I do not get this.
Some years ago, one of the nastier cancers humans can suffer from was found to have an easily targeted cause: the sexually-transmitted human papilloma virus, or HPV. HPV is usually fought off by the immune system, but in some women it survives for years before stealthily converting cervical surface cells into cancer cells. Once the cancer is established, treatment is a fairly awful procedure and there are no guarantees of survival. (One of my close coworkers died from cervical cancer. The last months of her life were not what we’d call high quality.)
But when HPV was nailed down as a major cause, scientists turned their attention to creating a vaccine. And they succeeded. Not in time for adult women, because the vaccine works best if given before a child becomes sexually active (and thus has potential prior exposure to the virus). But still, in a world where cancer scares the pants off just about everybody, the idea of an actual vaccine against one form of cancer should have everyone dancing in the streets, right?
Today’s Guardian, reporting on a just-published Australian study regarding the success of the vaccine, comments that vaccination rates in the UK have been good, “in spite of worries that parents would refuse to have their daughters vaccinated against what is essentially a sexually-transmitted virus.”
A February 2010 Yale Journal of Medicine & Law article notes that
Controversy over the product began before it was licensed, when some religious conservatives expressed concern that the availability of a vaccine against a sexually transmitted disease would undermine abstinence-based prevention messages. Advocacy groups such as Focus on the Family ultimately came to support availability of the vaccine, but they remain opposed to mandating its use. In their view, such a requirement constitutes an attempt by the secular state to force a child to undergo an intervention that may be irreconcilable with her family’s religious values and beliefs.
Similar concerns have been raised about school-based requirements for vaccination against hepatitis B: because the virus spreads primarily among sexually active people and injection-drug users, some parents argued that the vaccine should be given only to those groups rather than to all children.
Right, because nobody’s child ever went on to become sexually active before marriage, or use an injectable drug.
I am baffled by this rationale. It’s like having your doctor say, “Hey, there’s a new cancer vaccine out; it’ll pretty much make your daughter immune to the most common cause of cervical cancer. Would you like to vaccinate her?” and answering, “Oh, no thanks. She’ll never have pre-marital sex and neither will her future husband, so she won’t need it. And if she did have pre-marital sex, then the slut wouldn’t deserve to be immunized against a cancer.”

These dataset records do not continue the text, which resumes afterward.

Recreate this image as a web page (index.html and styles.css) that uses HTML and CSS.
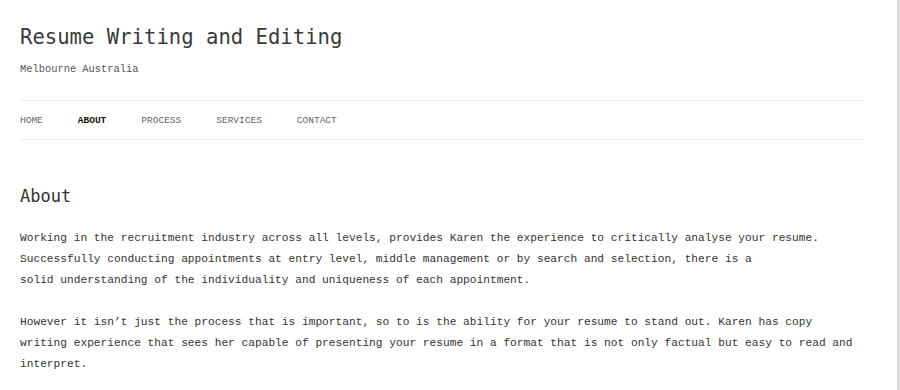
FILE: index.html
```html
<!DOCTYPE html>
<html lang="en">
<head>
<meta charset="utf-8">
<title>Resume Writing and Editing</title>
<link rel="stylesheet" href="styles.css">
</head>
<body>
<div class="page">
  <div class="container">
    <header class="site-header">
      <h1 class="site-title">Resume Writing and Editing</h1>
      <p class="site-desc">Melbourne Australia</p>
    </header>
    <nav class="main-nav">
      <a href="#" class="nav-item">HOME</a>
      <a href="#" class="nav-item current">ABOUT</a>
      <a href="#" class="nav-item">PROCESS</a>
      <a href="#" class="nav-item">SERVICES</a>
      <a href="#" class="nav-item">CONTACT</a>
    </nav>
    <main class="content">
      <h2 class="page-title">About</h2>
      <p class="para">Working in the recruitment industry across all levels, provides Karen the experience to critically analyse your resume.<br>Successfully conducting appointments at entry level, middle management or by search and selection, there is a<br>solid understanding of the individuality and uniqueness of each appointment.</p>
      <p class="para">However it isn’t just the process that is important, so to is the ability for your resume to stand out. Karen has copy writing experience that sees her capable of presenting your resume in a format that is not only factual but easy to read and interpret.</p>
    </main>
  </div>
</div>
</body>
</html>
```

FILE: styles.css
```css
html, body {
  margin: 0;
  padding: 0;
  background: #fff;
}
body {
  font-family: "Liberation Mono", "DejaVu Sans Mono", monospace;
  color: #333;
  overflow: hidden;
}
.page {
  width: 897px;
  height: 390px;
  border-right: 3px solid #d9d9d9;
  overflow: hidden;
}
.container {
  width: 842px;
  padding-left: 20px;
}
.site-header {
  padding-top: 24px;
}
.site-title {
  margin: 0;
  font-family: "DejaVu Sans Mono", "Liberation Mono", monospace;
  font-size: 20.6px;
  font-weight: normal;
  line-height: 26px;
  color: #3a3a3a;
}
.site-desc {
  margin: 12px 0 0;
  font-size: 10.4px;
  line-height: 14px;
  color: #555;
}
.main-nav {
  margin-top: 24px;
  border-top: 1px solid #ececec;
  border-bottom: 1px solid #ececec;
  height: 38px;
  display: flex;
  align-items: center;
  gap: 35px;
}
.nav-item {
  font-size: 9.5px;
  color: #666;
  text-decoration: none;
  line-height: 14px;
  padding-top: 1px;
}
.nav-item.current {
  color: #111;
  font-weight: bold;
}
.content {
  padding-top: 44px;
}
.page-title {
  margin: 0;
  font-family: "DejaVu Sans Mono", "Liberation Mono", monospace;
  font-size: 17px;
  font-weight: normal;
  line-height: 24px;
  color: #333;
}
.para {
  margin: 20px 0 0;
  font-size: 11.2px;
  line-height: 21px;
  color: #333;
}
.para + .para {
  margin-top: 21px;
}
```
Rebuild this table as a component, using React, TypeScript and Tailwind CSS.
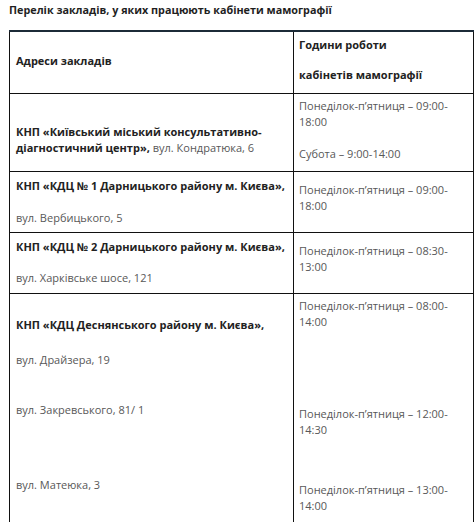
import React from 'react';

const font = { fontFamily: '"Open Sans", "Noto Sans", sans-serif' };

export default function App() {
  return (
    <div className="w-[476px] h-[522px] overflow-hidden bg-white" style={font}>
      <div className="pl-[9px] pt-[2px]">
        <h2 className="text-[10.8px] leading-[16px] font-bold text-[#1f1f1f]">
          Перелік закладів, у яких працюють кабінети мамографії
        </h2>
      </div>

      <table className="ml-[9px] mt-[12px] w-[465px] border-collapse border-t-2 border-t-[#1c2b38] text-[11px] leading-[16px] text-[#585858]">
        <colgroup>
          <col className="w-[284px]" />
          <col />
        </colgroup>
        <tbody>
          {/* header */}
          <tr>
            <td className="h-[62px] border border-[#111] border-t-0 align-top px-[6px] pt-[21px]">
              <p className="font-bold text-[#222]">Адреси закладів</p>
            </td>
            <td className="border border-[#111] border-t-0 align-top px-[5px] pt-[5px]">
              <p className="font-bold text-[#222]">Години роботи</p>
              <p className="mt-[14px] font-bold text-[#222]">кабінетів мамографії</p>
            </td>
          </tr>

          {/* row 1 */}
          <tr>
            <td className="h-[78px] border border-[#111] align-top px-[6px] pt-[30px]">
              <p className="font-bold text-[#222]">КНП «Київський міський консультативно-</p>
              <p>
                <span className="font-bold text-[#222]">діагностичний центр»,</span> вул. Кондратюка, 6
              </p>
            </td>
            <td className="border border-[#111] align-top px-[5px] pt-[4px]">
              <p>Понеділок-п’ятниця – 09:00-<br />18:00</p>
              <p className="mt-[16px]">Субота – 9:00-14:00</p>
            </td>
          </tr>

          {/* row 2 */}
          <tr>
            <td className="h-[61px] border border-[#111] align-top px-[6px] pt-[6px]">
              <p className="font-bold text-[#222]">КНП «КДЦ № 1 Дарницького району м. Києва»,</p>
              <p className="mt-[16px]">вул. Вербицького, 5</p>
            </td>
            <td className="border border-[#111] align-top px-[5px] pt-[10px]">
              <p>Понеділок-п’ятниця – 09:00-<br />18:00</p>
            </td>
          </tr>

          {/* row 3 */}
          <tr>
            <td className="h-[61px] border border-[#111] align-top px-[6px] pt-[6px]">
              <p className="font-bold text-[#222]">КНП «КДЦ № 2 Дарницького району м. Києва»,</p>
              <p className="mt-[15px]">вул. Харківське шосе, 121</p>
            </td>
            <td className="border border-[#111] align-top px-[5px] pt-[10px]">
              <p>Понеділок-п’ятниця – 08:30-<br />13:00</p>
            </td>
          </tr>

          {/* row 4 */}
          <tr>
            <td className="h-[240px] border border-[#111] align-top px-[6px] pt-[23px]">
              <p className="font-bold text-[#222]">КНП «КДЦ Деснянського району м. Києва»,</p>
              <p className="mt-[19px]">вул. Драйзера, 19</p>
              <p className="mt-[34px]">вул. Закревського, 81/ 1</p>
              <p className="mt-[59px]">вул. Матеюка, 3</p>
            </td>
            <td className="border border-[#111] align-top px-[5px] pt-[4px]">
              <p>Понеділок-п’ятниця – 08:00-<br />14:00</p>
              <p className="mt-[76px]">Понеділок-п’ятниця – 12:00-<br />14:30</p>
              <p className="mt-[44px]">Понеділок-п’ятниця – 13:00-<br />14:00</p>
            </td>
          </tr>
        </tbody>
      </table>
    </div>
  );
}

I’ve checked out some of the voices on the other side of this argument, and my bafflement remains intact. Here’s a post from an abstinence-promoting blog:
Dannah Gresh has chosen not to vaccinate her two fourteen year old [sic] daughters. She would no more vaccinate them to give them protection against a sexually transmitted disease than hand them a condom so they can have sex safely.
Don’t they realize what they’re saying? They’re saying “I will not protect my child.”
The post goes on:
The fact is that if you are being aggressive about training your daughter to live abstinent until marriage, it is a contradiction to vaccinate her against a sexually transmitted disease.
Well, yes, we wouldn’t want a potentially life-saving act to contradict our teachings.
I’m a recent arrival to this parenting thing, having acquired a stepson just four years ago, when he was seven. He is not blood of my blood. But he is the son of the woman I love, and I have come to love him as well. In addition, I am partially responsible for raising him and keeping him safe. I simply cannot imagine abdicating this responsibility out of a fear that, if I protect him, he might not behave the way I want him to. That is not parenting. That is judging.